“Il corpo nero” di Anna Maria Gehnyei: un corpo senza confini

“Il corpo nero” di Anna Maria Gehnyei, edito da Fandango Libri, è un romanzo autobiografico dalla scrittura fluida, asciutta, accattivante. L’autrice racconta una storia fatta di razzismo, umiliazioni, ma anche e soprattutto amore, dignità, fratellanza.

“Il corpo nero”: un romanzo di formazione

Anna Maria Gehnyei, in arte Karima2g, nasce a Roma da genitori liberiani. Immigrata di seconda generazione, deve affrontare in Italia un ambiente ostile, fin dai tempi della scuola. Una vita scandita dalle file per rinnovare il permesso di soggiorno, da battute, osservazioni e comportamenti manifestamente razzisti, che scavano un solco di distacco dalla terra in cui Anna Maria nasce e cui, di diritto, dovrebbe appartenere. L’autrice vive il dramma della non appartenenza. Rifiutata da una società italiana bigotta, razzista e superficiale, che la considera una donna nera prima che una cittadina, Karima è italiana di Roma, ma è anche africana. Respira in casa, grazie ai suoi genitori e alla presenza affettuosa di tutte le persone che la popolano, la cultura di un Paese che non ha mai visitato. Un romanzo autobiografico, un romanzo che racconta una storia di un’immigrazione di seconda generazione, ma soprattutto un romanzo di formazioneIl corpo nero” di Gehnyei, perché esso è innanzitutto un racconto della scoperta di sé, al di là di ogni appartenenza, al di là di ogni confine.

Il regno dai colori al contrario

Anna ama la carbonara, ama le storie della sua terra d’origine, ama i colori e ama la musica. Ama la sua famiglia. In casa vive con il padre, che ascolta Bob Marley ma anche Carboni. Lui è il primo uomo Kpelle cui sia stato consentito emigrare. Con la madre, che è una donna buona e calorosa, la sorella gemella Maria e le zie e gli zii, consanguinei o acquisiti, che i genitori puntualmente ospitano. L’atmosfera è serena, colorata, chiassosa, fatta di lingue, odori e sapori africani. Fuori, invece, il mondo è grigio e problematico.

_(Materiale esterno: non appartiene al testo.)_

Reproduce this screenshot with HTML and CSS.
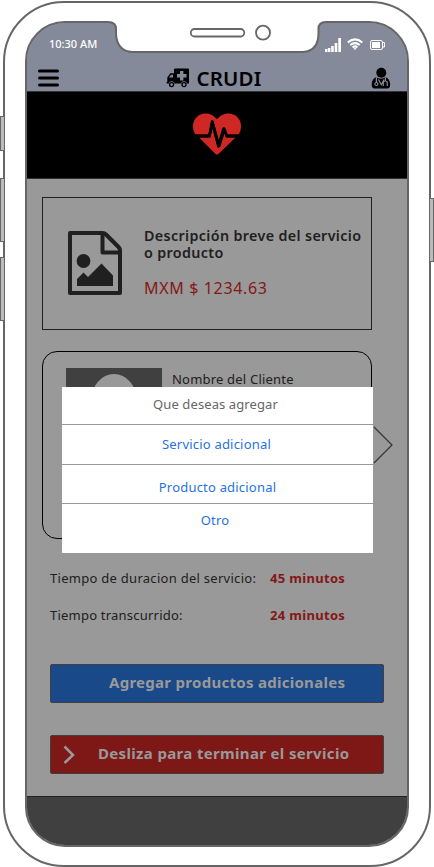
FILE: index.html
```
<!DOCTYPE html>
<html lang="es">
<head>
<meta charset="utf-8">
<title>CRUDI</title>
<link rel="stylesheet" href="styles.css">
</head>
<body>
<div class="phone">
  <i class="side mute"></i><i class="side vol-up"></i><i class="side vol-down"></i><i class="side power"></i>
  <div class="screen">
    <header class="top">
      <div class="status">
        <span class="clock">10:30 AM</span>
        <svg class="status-icons" width="62" height="16" viewBox="0 0 62 16" fill="#fff">
          <path d="M0 12h2.400v3H0zM2.900 11h2.500v4H2.900zM6.200 9h2.500v6H6.200zM9.700 6h2.600v9H9.700zM13.300 1H16v14h-2.700z"/>
          <g fill="none" stroke="#fff" stroke-width="2"><path d="M22.700 5.500Q30-.7 37.300 5.500M25.300 8.100Q30 4.200 34.700 8.100M27.600 10.400Q30 8.300 32.400 10.400"/></g>
          <path d="M28.500 11.500Q30 10.500 31.500 11.500L30 13z"/>
          <rect x="45.500" y="3.500" width="12" height="9" rx="1.500" fill="none" stroke="#fff"/><path d="M47 5h8v6h-8z"/><path d="M58 5.500h1.500v4.500H58" fill="none" stroke="#fff"/>
        </svg>
      </div>
      <div class="nav">
        <svg class="menu" width="21" height="18" viewBox="0 0 21 18"><path d="M1.500 2h18M1.500 9h18M1.500 16h18" stroke="#000" stroke-width="3" stroke-linecap="round"/></svg>
        <div class="brand">
          <svg width="24" height="20" viewBox="0 0 24 20">
            <path d="M8 1.500q0-1 1-1h13q1 0 1 1v14h-2.100a3 3 0 0 0-5.800 0H8.500a3 3 0 0 0-5.800 0H.600V14h.700V9.500l3-4.300H8z"/>
            <path d="M3 9.500 5 6.800h2v2.700zM14 3h3.400v3H20.500v3.400h-3.100v3H14v-3h-3V6h3z" fill="#848a99"/>
            <circle cx="5.600" cy="16.600" r="2.700"/><circle cx="18" cy="16.600" r="2.700"/><circle cx="5.600" cy="16.600" r="1.300" fill="#848a99"/><circle cx="18" cy="16.600" r="1.300" fill="#848a99"/>
          </svg>
          <h1>CRUDI</h1>
        </div>
        <svg class="doctor" width="20" height="22" viewBox="0 0 20 22">
          <circle cx="10.300" cy="5.800" r="5"/>
          <path d="M5 10.300Q1 11.500.7 17.500.5 21.400 3.500 21.400h12.800q3 0 2.800-3.900-.3-6-4.400-7.200-4.500 2.800-9.700 0z"/>
          <g fill="none" stroke="#848a99" stroke-width="1.200"><path d="M5.400 10.500v5M14.400 10.500v3.500M12.300 19v-3q0-2 2-2t2 2v3M7.500 12.500l2.800 5.200 2.700-5.200"/><circle cx="5.400" cy="17" r="1.500"/></g>
        </svg>
      </div>
    </header>
    <section class="banner">
      <svg width="48" height="42" viewBox="0 0 48 42">
        <path fill="#cf2824" d="M24 6.200C20 1.800 16.500.5 12.500.5 5.500.5 0 6 0 13c0 3.200.8 6 2.300 8.500h13l3.400-13.500h1.800l5.300 19 3.500-11.800h2.800l2.300 6.300h11.300C47.300 19 48 16.200 48 13 48 6 42.500.5 35.500.5c-4 0-7.500 1.300-11.500 5.700z"/>
        <path fill="#cf2824" d="M6 24.500h11.300l2.300-8.700 4.900 18.200h2.700l4.500-14 1.500 4.500H42.500L26 40.600q-2 2-4 0z"/>
        <path fill="none" stroke="#000" stroke-width="2.800" stroke-linejoin="round" d="M0 23h16.400L19.200 8.500l6.300 25 5.500-18 2.700 7.500H48"/>
      </svg>
    </section>
    <main>
      <article class="product">
        <svg class="doc" width="56" height="66" viewBox="0 0 56 66">
          <path fill="none" stroke="#202020" stroke-width="4" stroke-linejoin="round" d="M3 3h32.500q2 0 3.500 1.500L51.500 17q1.500 1.500 1.500 3.500v42.500H3zM35.500 3v19.500H53"/>
          <circle cx="16.500" cy="31" r="6.900" fill="#202020"/><path fill="#202020" d="M10 56v-7l6.500-6.500L21 47l13.500-13.500L46 45.500V56z"/>
        </svg>
        <div>
          <h2>Descripción breve del servicio o producto</h2>
          <p class="price">MXM $ 1234.63</p>
        </div>
      </article>
      <article class="client">
        <svg class="avatar" width="96" height="130" viewBox="0 0 96 130"><path fill="#404040" d="M0 0h96v130H0z"/><ellipse cx="48" cy="33" rx="23" ry="27" fill="#999"/></svg>
        <p>Nombre del Cliente</p>
        <svg class="next" width="20" height="38" viewBox="0 0 20 38"><path d="M1 1l18 18L1 37" fill="none" stroke="#333" stroke-width="1.200"/></svg>
      </article>
      <dl>
        <div><dt class="duration">Tiempo de duracion del servicio:</dt><dd>45 minutos</dd></div>
        <div><dt class="elapsed">Tiempo transcurrido:</dt><dd>24 minutos</dd></div>
      </dl>
      <button class="add"><span>Agregar productos adicionales</span></button>
      <button class="finish"><svg width="12" height="20" viewBox="0 0 12 20"><path d="M1.500 1.500 10 10l-8.500 8" fill="none" stroke="#999" stroke-width="2.500"/></svg><span>Desliza para terminar el servicio</span></button>
    </main>
    <footer></footer>
    <div class="dialog">
      <p class="question">Que deseas agregar</p>
      <a class="service">Servicio adicional</a>
      <a class="item">Producto adicional</a>
      <a class="other">Otro</a>
    </div>
  </div>
  <svg class="notch" width="220" height="34" viewBox="106 20 220 34">
    <path d="M106 20v2h2q8 0 8 8v3.500Q117 50 132 52h171q15-1 15.500-19V30q0-8 7.500-8v-2z" fill="#fff"/>
    <path d="M106 22h2q8 0 8 7v5q1 17 16 18h171q15-1 15.500-18V29q0-7 7.500-7" fill="none" stroke="#666" stroke-width="2"/>
    <rect x="190.800" y="29" width="53.500" height="7.500" rx="3.750" fill="none" stroke="#666" stroke-width="1.800"/><circle cx="263" cy="32.700" r="7" fill="none" stroke="#666" stroke-width="1.800"/>
  </svg>
</div>
</body>
</html>
```
FILE: styles.css
```
* { box-sizing: border-box; }
body { margin: 0; height: 867px; overflow: hidden; background: #fff; font: 13px "Noto Sans", sans-serif; color: #202020; }
h1, h2, p, dl, dd { margin: 0; }
svg { display: block; flex: none; }
span, p, dt, dd, h1 { white-space: nowrap; }

.phone { position: relative; width: 428px; height: 866px; margin: 1px 0 0 3px; padding: 18px 20px; border: 2px solid #666; border-radius: 61px; background: #fff; }
.screen { position: relative; display: flex; flex-direction: column; width: 384px; height: 826px; border: 2px solid #666; border-radius: 40px; background: #999; overflow: hidden; }
.notch { position: absolute; left: 101px; top: 17px; }
.side { position: absolute; width: 5px; left: -5px; border: 1px solid #666; background: #bbb; }
.mute { top: 113px; height: 35px; }
.vol-up { top: 175px; height: 64px; }
.vol-down { top: 254px; height: 64px; }
.power { left: auto; right: -5px; top: 195px; height: 64px; }

.top { height: 69px; background: #848a99; border-bottom: 1px solid #30333a; }
.status { display: flex; justify-content: space-between; height: 40px; padding: 14px 20px 0 22px; color: #fff; }
.clock { font-size: 11px; line-height: 14px; font-weight: 500; }
.nav { display: flex; justify-content: space-between; align-items: center; height: 28px; padding: 2px 16px 0 11px; }
.brand { display: flex; align-items: center; gap: 6px; }
.brand h1 { font-size: 20.5px; line-height: 24px; font-weight: 600; letter-spacing: .2px; color: #000; margin-right: 2px; }
.banner { display: flex; justify-content: center; height: 87px; padding-top: 21px; background: #000; border-bottom: 1px solid #303030; }

main { height: 617px; padding: 18px 23px 0 15px; }
.product { display: flex; width: 330px; height: 133px; padding: 32px 0 0 24px; border: 1px solid #202020; }
.product > div { width: 246px; padding: 0 0 0 21px; }
h2 { font-size: 14.3px; line-height: 17px; font-weight: 600; letter-spacing: .36px; margin-top: -3px; }
.price { margin-top: 15px; font-size: 16px; line-height: 24px; letter-spacing: .65px; color: #841717; }
.client { position: relative; display: flex; gap: 10px; width: 330px; height: 188px; margin-top: 21px; padding: 16px 23px; border: 1px solid #000; border-radius: 15px; }
.client p { line-height: 22px; letter-spacing: .2px; }
.next { position: absolute; left: 330px; top: 74px; }
dl { margin: 28px 0 0 8px; }
dl div { display: flex; height: 37px; line-height: 22px; }
dt { width: 220px; letter-spacing: .28px; }
.elapsed { letter-spacing: .22px; }
dd { color: #841717; font-weight: 700; letter-spacing: .32px; }
button { display: flex; align-items: center; width: 334px; height: 39px; margin: 0 0 32px 8px; padding: 0; border: 1px solid #404040; border-radius: 2px; color: #999; font: 700 15px "Noto Sans", sans-serif; }
button span { padding-bottom: 3px; }
.add { margin-top: 23px; padding-left: 58px; background: #194989; letter-spacing: .28px; }
.finish { gap: 23px; padding-left: 12px; background: #7d1816; letter-spacing: .34px; }
footer { flex: 1; background: #404040; border-top: 1px solid #202020; }

.dialog { position: absolute; left: 35px; top: 364px; width: 311px; height: 166px; background: #fff; text-align: center; color: #2672e0; letter-spacing: .2px; }
.dialog > * { display: block; border-bottom: 1px solid #999; }
.question { height: 38px; line-height: 35px; color: #666; padding-right: 4px; letter-spacing: .1px; }
.service { height: 40px; line-height: 38px; padding-right: 2px; }
.item { height: 39px; line-height: 44px; }
.dialog .other { height: 49px; line-height: 33px; padding-right: 5px; border: 0; }
```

Le altre mamme giocano con le figlie e raccontano loro anche le favole. Ma io non potrei mai credere a quelle storie, perché bianchi sono i loro racconti, proprio come bianca è la loro pelle. Sono scritte apposta per loro, con fate o gnomi rosa pallido e inverni freddi e nevosi.
Mamma, da dove vieni tu, tutto è colore, non solo la pelle. Non ci sono né l’inverno né la neve a portare il bianco e spegnere i colori. E poi c’è la natura, e di ogni animale, ogni pianta l’intero villaggio rispetta il ciclo.
Mamma, raccontami di Martuaken, del tuo villaggio, nutrimi dei tuoi racconti come mi nutrivo del latte dal tuo seno. Ho fame delle mie radici, ho bisogno di sapere da dove vengo.
Mamma, com’è stato ritrovarsi a vivere nel regno dei colori al contrario?

Un corpo senza confini

Il corpo è ciò che, agli occhi degli altri, per prima cosa ci individualizza. Il corpo non è solo l’immagine di noi stessi, ma un ponte tra il sé e l’alterità. Una stretta di mano, uno sguardo, un sorriso, un abbraccio, una carezza, sono gesti antichi che ci fanno entrare in relazione con l’altro mediante il corpo. Il corpo che diviene oggetto, macchina, il corpo come tempio o come simulacro, il corpo come appartenenza culturale, sono tutte declinazioni in cui leggere e cogliere la complessità relativa al corpo. La ricerca di appartenenza di Anna, passa in primo luogo attraverso il corpo. In quanto donna nera, infatti, subisce discriminazioni continue. Dovrà affrancarsi da questa assenza di appartenenza culturale piena, dalla rottura del rapporto di armonia con l’altro, per capire di essere libera proprio attraverso un corpo che non ha confini. Un corpo che la rende italiana e africana, un essere umano connotato culturalmente che è innanzitutto se stesso.